We know you will have a lot of questions about what this means for the future of your club, and we recognize those concerns.  While we do not have all the answers on what the future will look like across the youth soccer landscape, as the governing body of the sport in the United States we are committed to doing as much as we can to assist during these extremely challenging times.

In the immediate future, we will continue to engage all stakeholders across the youth soccer landscape. At the same time, we will also look to increase our efforts on coaching education as well as being engaged and active in the identification and scouting of youth players across the country for all our National Teams.

It reads like a strictly financial decision in which the federation could not justify keeping staff on the payroll with the DA season canceled for the summer and the Fall restart still in question.

The letter was signed by USSF CEO Will Wilson, sporting director Earnie Stewart, and fed president Cindy Parlow Cone.

Two of three have extensive background in the current youth climate (and Stewart certainly knows plenty).

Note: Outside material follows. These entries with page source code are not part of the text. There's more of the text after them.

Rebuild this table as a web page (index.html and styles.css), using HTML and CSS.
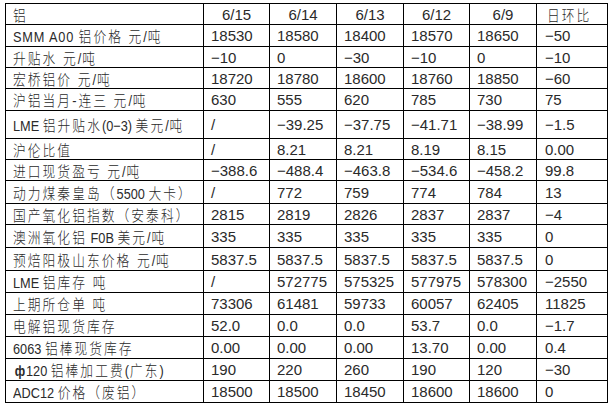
FILE: index.html
```html
<!DOCTYPE html>
<html lang="zh">
<head>
<meta charset="utf-8">
<title>铝</title>
<link rel="stylesheet" href="styles.css">
</head>
<body>
<div class="page">
  <div class="table">
    <div class="c lab"><span class="t">铝</span></div><div class="c hd">6/15</div><div class="c hd">6/14</div><div class="c hd">6/13</div><div class="c hd">6/12</div><div class="c hd">6/9</div><div class="c lab hl"><span class="t">日环比</span></div>

    <div class="c lab"><span class="t"><span class="en">SMM A00 </span>铝价格 元<span class="en">/</span>吨</span></div><div class="c">18530</div><div class="c">18580</div><div class="c">18400</div><div class="c">18570</div><div class="c">18650</div><div class="c last">−50</div>
    <div class="c lab"><span class="t">升贴水 元<span class="en">/</span>吨</span></div><div class="c">−10</div><div class="c">0</div><div class="c">−30</div><div class="c">−10</div><div class="c">0</div><div class="c last">−10</div>
    <div class="c lab"><span class="t">宏桥铝价 元<span class="en">/</span>吨</span></div><div class="c">18720</div><div class="c">18780</div><div class="c">18600</div><div class="c">18760</div><div class="c">18850</div><div class="c last">−60</div>
    <div class="c lab"><span class="t">沪铝当月-连三 元<span class="en">/</span>吨</span></div><div class="c">630</div><div class="c">555</div><div class="c">620</div><div class="c">785</div><div class="c">730</div><div class="c last">75</div>
    <div class="c lab"><span class="t"><span class="en tight">LME </span>铝升贴水<span class="en tight">(0−3) </span>美元<span class="en">/</span>吨</span></div><div class="c">/</div><div class="c">−39.25</div><div class="c">−37.75</div><div class="c">−41.71</div><div class="c">−38.99</div><div class="c last">−1.5</div>
    <div class="c lab"><span class="t">沪伦比值</span></div><div class="c">/</div><div class="c">8.21</div><div class="c">8.21</div><div class="c">8.19</div><div class="c">8.15</div><div class="c last">0.00</div>
    <div class="c lab"><span class="t">进口现货盈亏 元<span class="en">/</span>吨</span></div><div class="c">−388.6</div><div class="c">−488.4</div><div class="c">−463.8</div><div class="c">−534.6</div><div class="c">−458.2</div><div class="c last">99.8</div>
    <div class="c lab"><span class="t">动力煤秦皇岛（<span class="en tight">5500 </span>大卡）</span></div><div class="c">/</div><div class="c">772</div><div class="c">759</div><div class="c">774</div><div class="c">784</div><div class="c last">13</div>
    <div class="c lab"><span class="t">国产氧化铝指数（安泰科）</span></div><div class="c">2815</div><div class="c">2819</div><div class="c">2826</div><div class="c">2837</div><div class="c">2837</div><div class="c last">−4</div>
    <div class="c lab"><span class="t">澳洲氧化铝<span class="en tight"> F0B </span>美元<span class="en">/</span>吨</span></div><div class="c">335</div><div class="c">335</div><div class="c">335</div><div class="c">335</div><div class="c">335</div><div class="c last">0</div>
    <div class="c lab"><span class="t">预焙阳极山东价格 元<span class="en">/</span>吨</span></div><div class="c">5837.5</div><div class="c">5837.5</div><div class="c">5837.5</div><div class="c">5837.5</div><div class="c">5837.5</div><div class="c last">0</div>
    <div class="c lab"><span class="t"><span class="en tight">LME </span>铝库存 吨</span></div><div class="c">/</div><div class="c">572775</div><div class="c">575325</div><div class="c">577975</div><div class="c">578300</div><div class="c last">−2550</div>
    <div class="c lab"><span class="t">上期所仓单 吨</span></div><div class="c">73306</div><div class="c">61481</div><div class="c">59733</div><div class="c">60057</div><div class="c">62405</div><div class="c last">11825</div>
    <div class="c lab"><span class="t">电解铝现货库存</span></div><div class="c">52.0</div><div class="c">0.0</div><div class="c">0.0</div><div class="c">53.7</div><div class="c">0.0</div><div class="c last">−1.7</div>
    <div class="c lab"><span class="t"><span class="en tight">6063 </span>铝棒现货库存</span></div><div class="c">0.00</div><div class="c">0.00</div><div class="c">0.00</div><div class="c">13.70</div><div class="c">0.00</div><div class="c last">0.4</div>
    <div class="c lab"><span class="t"><span class="phi">ф</span><span class="en tight">120 </span>铝棒加工费<span class="en">(</span>广东<span class="en">)</span></span></div><div class="c">190</div><div class="c">220</div><div class="c">260</div><div class="c">190</div><div class="c">120</div><div class="c last">−30</div>
    <div class="c lab"><span class="t"><span class="en tight">ADC12 </span>价格（废铝）</span></div><div class="c">18500</div><div class="c">18500</div><div class="c">18450</div><div class="c">18600</div><div class="c">18600</div><div class="c last">0</div>
  </div>
</div>
</body>
</html>
```

FILE: styles.css
```css
html, body {
  margin: 0;
  padding: 0;
  background: #ffffff;
}

.page {
  padding: 3px 0 0 5px;
}

.table {
  display: inline-grid;
  grid-template-columns: 197px 65px 66px 66px 65px 66px 70px;
  grid-template-rows: 20px 21px 20px 20px 21px 27px 20px 20px 22px 20px 22px 22px 21px 21px 21px 21px 21px 21px;
  gap: 1px;
  padding: 1px;
  background: #000000;
}

.c {
  background: #ffffff;
  display: flex;
  align-items: center;
  padding-left: 7px;
  font-family: "Liberation Sans Narrow", "Liberation Sans", "Noto Sans CJK SC", sans-serif;
  font-size: 15px;
  color: #2a2a2a;
  white-space: nowrap;
  overflow: hidden;
}

.lab {
  font-weight: 300;
}

.t {
  display: inline-block;
  letter-spacing: 2.4px;
  transform: scaleX(0.85);
  transform-origin: left center;
}

.en {
  letter-spacing: 1px;
}

.tight {
  letter-spacing: 0;
}

.hd {
  justify-content: center;
  padding-left: 0;
}

.hl {
  padding-left: 10px;
}

.last {
  padding-left: 8px;
}

.phi {
  font-family: "Liberation Sans", sans-serif;
  font-weight: bold;
  font-size: 14px;
  letter-spacing: 1px;
  margin-left: 2px;
}
```
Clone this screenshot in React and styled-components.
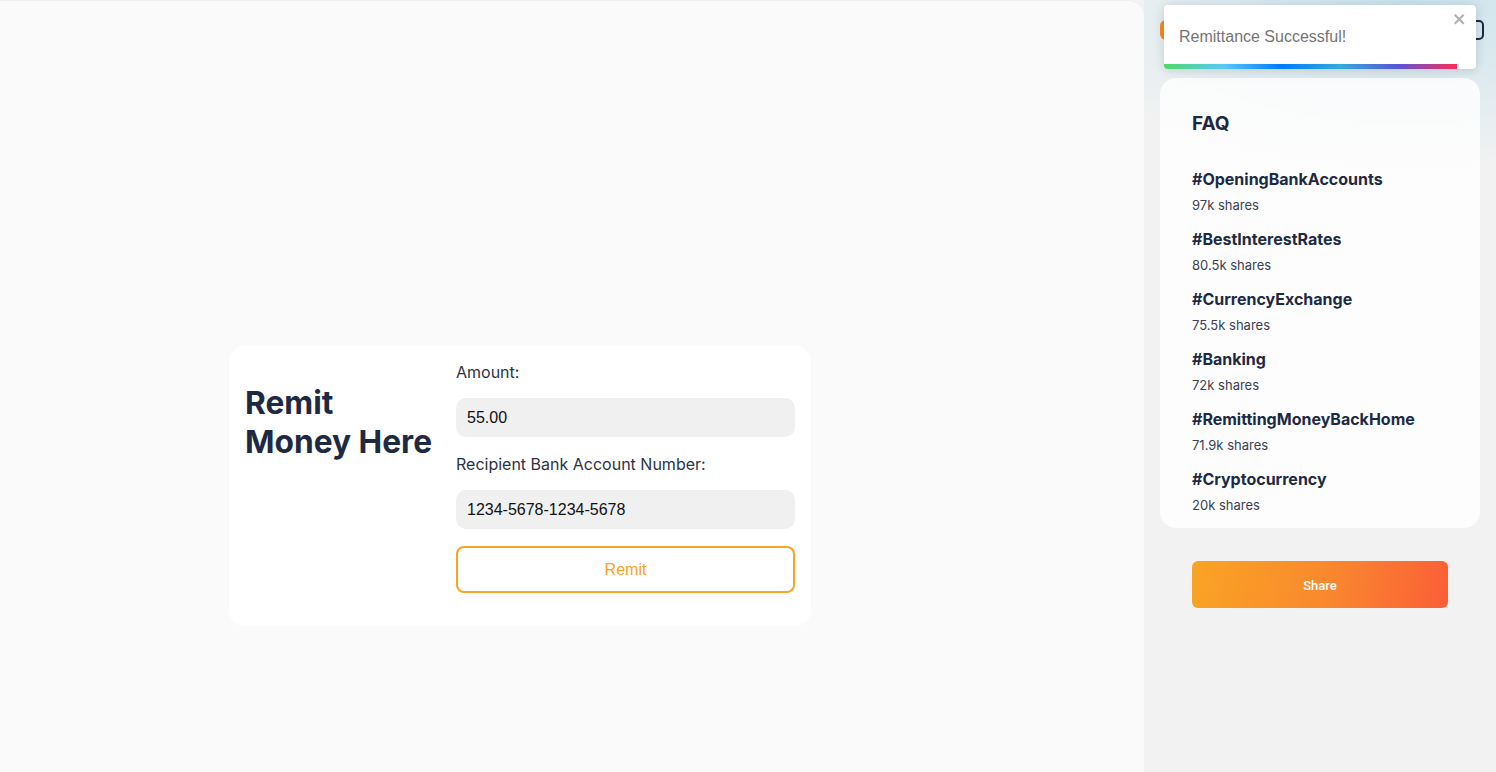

Parlow Cone was director of coaching for NCFC Youth before ascending to USSF president. Wilson served on the board of directors for North Carolina FC along with USSF board member Steve Malik, who owns the USL side NCFC and NWSL side NC Courage, so there’s youth soccer experience at the DA and ECNL levels amongst others.

An interesting side note is that the rival Elite Clubs National League announced the addition of NCFC Youth before the federation released its statement. The boys side of the ECNL has been building in recent years and the girls side is already considered superior to the DA.

Major League Soccer academies are likely to form their own league, while others will race to join other professional leagues. Surely there will be start-ups as well, and hopefully U.S. Soccer will take steps to lower the sometimes exorbitant costs of putting a young player on a top soccer team.